■ PROBLEM STATEMENT: Output the entries word for word. Omit images.

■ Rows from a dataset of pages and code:
================

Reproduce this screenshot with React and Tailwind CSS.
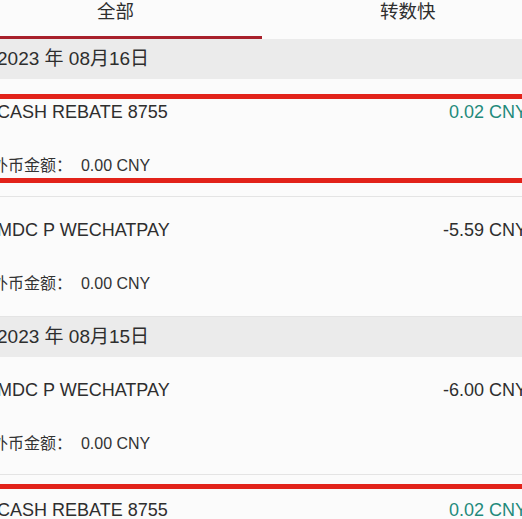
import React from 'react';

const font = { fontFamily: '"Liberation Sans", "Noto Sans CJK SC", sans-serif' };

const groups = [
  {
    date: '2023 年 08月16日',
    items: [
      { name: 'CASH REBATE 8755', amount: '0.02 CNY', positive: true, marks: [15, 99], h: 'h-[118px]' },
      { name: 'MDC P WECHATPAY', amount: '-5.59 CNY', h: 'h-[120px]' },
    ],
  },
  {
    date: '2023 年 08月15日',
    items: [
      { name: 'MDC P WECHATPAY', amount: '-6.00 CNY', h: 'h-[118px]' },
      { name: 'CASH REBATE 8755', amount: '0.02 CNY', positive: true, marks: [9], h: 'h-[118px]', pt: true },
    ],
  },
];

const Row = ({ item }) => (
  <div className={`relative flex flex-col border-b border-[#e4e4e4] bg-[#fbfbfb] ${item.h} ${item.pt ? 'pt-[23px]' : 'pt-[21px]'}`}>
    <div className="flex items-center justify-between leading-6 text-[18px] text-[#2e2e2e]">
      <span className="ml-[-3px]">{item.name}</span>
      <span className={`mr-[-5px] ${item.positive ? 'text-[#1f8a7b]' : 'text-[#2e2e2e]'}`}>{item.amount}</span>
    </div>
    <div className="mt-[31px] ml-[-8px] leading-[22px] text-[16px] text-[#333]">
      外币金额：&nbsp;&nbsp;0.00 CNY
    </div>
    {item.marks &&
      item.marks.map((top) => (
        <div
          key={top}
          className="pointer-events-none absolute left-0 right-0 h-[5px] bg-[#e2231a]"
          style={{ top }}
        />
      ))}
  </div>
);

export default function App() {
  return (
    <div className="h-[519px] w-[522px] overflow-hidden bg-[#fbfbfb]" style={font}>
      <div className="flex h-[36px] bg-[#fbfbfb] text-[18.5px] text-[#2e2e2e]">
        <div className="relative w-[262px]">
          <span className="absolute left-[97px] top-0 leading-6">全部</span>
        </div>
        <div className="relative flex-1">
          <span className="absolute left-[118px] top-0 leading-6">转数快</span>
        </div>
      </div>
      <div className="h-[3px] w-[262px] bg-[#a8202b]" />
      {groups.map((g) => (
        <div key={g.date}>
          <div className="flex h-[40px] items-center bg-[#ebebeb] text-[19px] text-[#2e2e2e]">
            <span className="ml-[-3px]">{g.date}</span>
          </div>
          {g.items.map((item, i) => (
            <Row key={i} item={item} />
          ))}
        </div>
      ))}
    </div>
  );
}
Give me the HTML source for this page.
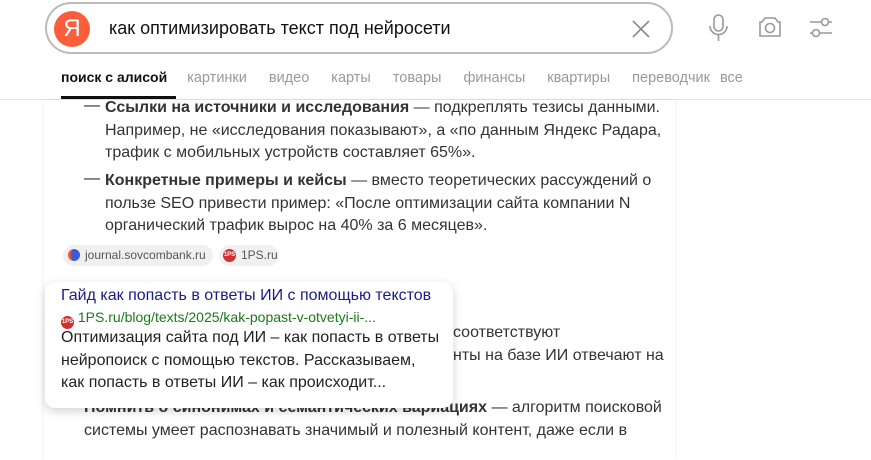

================

■ ANSWER FOR THE TASK:
Reproduce this screenshot with React and Tailwind CSS.
import React from 'react';

const font = { fontFamily: '"Liberation Sans", "Noto Sans CJK SC", sans-serif' };

const groups = [
  {
    date: '2023 年 08月16日',
    items: [
      { name: 'CASH REBATE 8755', amount: '0.02 CNY', positive: true, marks: [15, 99], h: 'h-[118px]' },
      { name: 'MDC P WECHATPAY', amount: '-5.59 CNY', h: 'h-[120px]' },
    ],
  },
  {
    date: '2023 年 08月15日',
    items: [
      { name: 'MDC P WECHATPAY', amount: '-6.00 CNY', h: 'h-[118px]' },
      { name: 'CASH REBATE 8755', amount: '0.02 CNY', positive: true, marks: [9], h: 'h-[118px]', pt: true },
    ],
  },
];

const Row = ({ item }) => (
  <div className={`relative flex flex-col border-b border-[#e4e4e4] bg-[#fbfbfb] ${item.h} ${item.pt ? 'pt-[23px]' : 'pt-[21px]'}`}>
    <div className="flex items-center justify-between leading-6 text-[18px] text-[#2e2e2e]">
      <span className="ml-[-3px]">{item.name}</span>
      <span className={`mr-[-5px] ${item.positive ? 'text-[#1f8a7b]' : 'text-[#2e2e2e]'}`}>{item.amount}</span>
    </div>
    <div className="mt-[31px] ml-[-8px] leading-[22px] text-[16px] text-[#333]">
      外币金额：&nbsp;&nbsp;0.00 CNY
    </div>
    {item.marks &&
      item.marks.map((top) => (
        <div
          key={top}
          className="pointer-events-none absolute left-0 right-0 h-[5px] bg-[#e2231a]"
          style={{ top }}
        />
      ))}
  </div>
);

export default function App() {
  return (
    <div className="h-[519px] w-[522px] overflow-hidden bg-[#fbfbfb]" style={font}>
      <div className="flex h-[36px] bg-[#fbfbfb] text-[18.5px] text-[#2e2e2e]">
        <div className="relative w-[262px]">
          <span className="absolute left-[97px] top-0 leading-6">全部</span>
        </div>
        <div className="relative flex-1">
          <span className="absolute left-[118px] top-0 leading-6">转数快</span>
        </div>
      </div>
      <div className="h-[3px] w-[262px] bg-[#a8202b]" />
      {groups.map((g) => (
        <div key={g.date}>
          <div className="flex h-[40px] items-center bg-[#ebebeb] text-[19px] text-[#2e2e2e]">
            <span className="ml-[-3px]">{g.date}</span>
          </div>
          {g.items.map((item, i) => (
            <Row key={i} item={item} />
          ))}
        </div>
      ))}
    </div>
  );
}
Give me the HTML source for this page.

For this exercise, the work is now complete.